Welcome back to Fridays with Jim Korkis! Jim, the dean of Disney historians, writes about Walt Disney World history every Friday on


By Jim Korkis

With the premiere of a new Muppets television show, it is important to remember that Disney’s association with producing shows featuring the Muppets goes back a couple of decades.

In the late 1980s, legendary puppeteer Jim Henson had tired of having so much of his time devoted to business matters. He was in final negotiations with The Walt Disney Company to sell the rights to his famous Muppet characters and become a creative consultant just before his untimely death.

It looked so much like a completed deal that Henson was already at work on a variety of projects for Disney, including theme park attractions featuring the Muppets. In fact, there were plans for an entire new land to be called Muppet Studios with attractions, a restaurant, shops and more at Disney’s MGM Studios.

(c) Disney

While work was still proceeding on the major Muppet*Vision 3-D attraction, to help introduce the characters into the park, the fifteen minute stage show Here Come the Muppets was quickly opened in May 1990 in the theater in the Animation Courtyard that later housed The Voyage of the Little Mermaid.

To save time and money, the characters were portrayed by full-sized costumed performers with moving mouths, rather than puppets, except for two video inserts during the production.

The pre-show featured a video of the dog Rowlf playing the piano and being interrupted by Sam the Eagle.

Kermit is onstage and concerned because the other Muppets are late for the show. He receives a call on a videophone from Mickey Mouse who is checking in to see how things are going and Kermit lies that everything is fine. The scene with Mickey features the same set and animation as the Mickey scene in The Muppets at Walt Disney World television special from May 1990, but with different dialog.

Kermit calls the WDW picture phone operator who turns out to be actress Lily Tomlin doing her Ernestine character from Laugh-In. He asks to be connected with Miss Piggy who is relaxing in a robe and with mud on her face. Informed that she is on a videophone, she panics and instantly gets ready.

Kermit phones Fozzie Bear who claims to be lost but Kermit directs him to a green door behind him and it leads him to the stage.

Fozzie tells Kermit that Dr. Teeth and the Electric Mayhem band will be arriving soon by monorail,l and the front of a WDW monorail crashes through on stage right and the characters disembark. That same mechanism was later used for Ariel sitting on a rock in The Voyage of The Little Mermaid, to move it on and off stage.

The show now starts with the Muppets performing the songs: Make ‘Em Laugh (Kermit/Fozzie), Personality (Miss Piggy), Bein’ Green (Kermit), The Heart of Rock & Roll and Shout!

The prerecorded voice track for the show uses all the main Muppeteers: Jim Henson, Frank Oz, Dave Goelz, Richard Hunt, Jerry Nelson and Steve Whitmire.
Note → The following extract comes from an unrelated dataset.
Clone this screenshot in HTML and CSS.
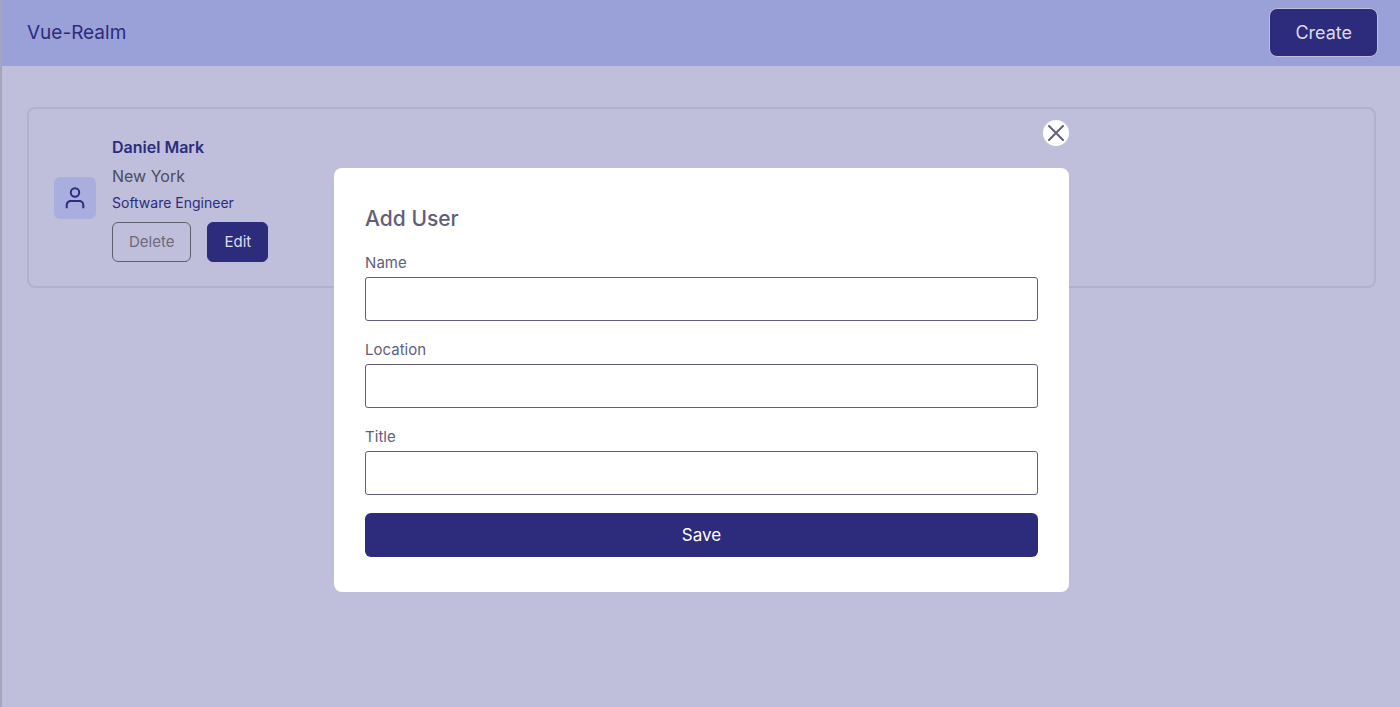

In addition, there were two filmed video inserts of Frank Oz voicing and performing Fozzie and Miss Piggy. That video footage was reused in the PBS series Great Performances episode entitled The World of Jim Henson in 1994.

Two weeks after the show closed on September 2, 1991, another show using full sized Muppet costumed characters premiered on a loading dock stage near the exit of Muppet*Vision 3-D entitled Muppets on Location: Days of Swine and Roses. The premise was that the Muppets were shooting a movie but take a break to interact with the audience by signing autographs and posing for photos. That show closed in 1994.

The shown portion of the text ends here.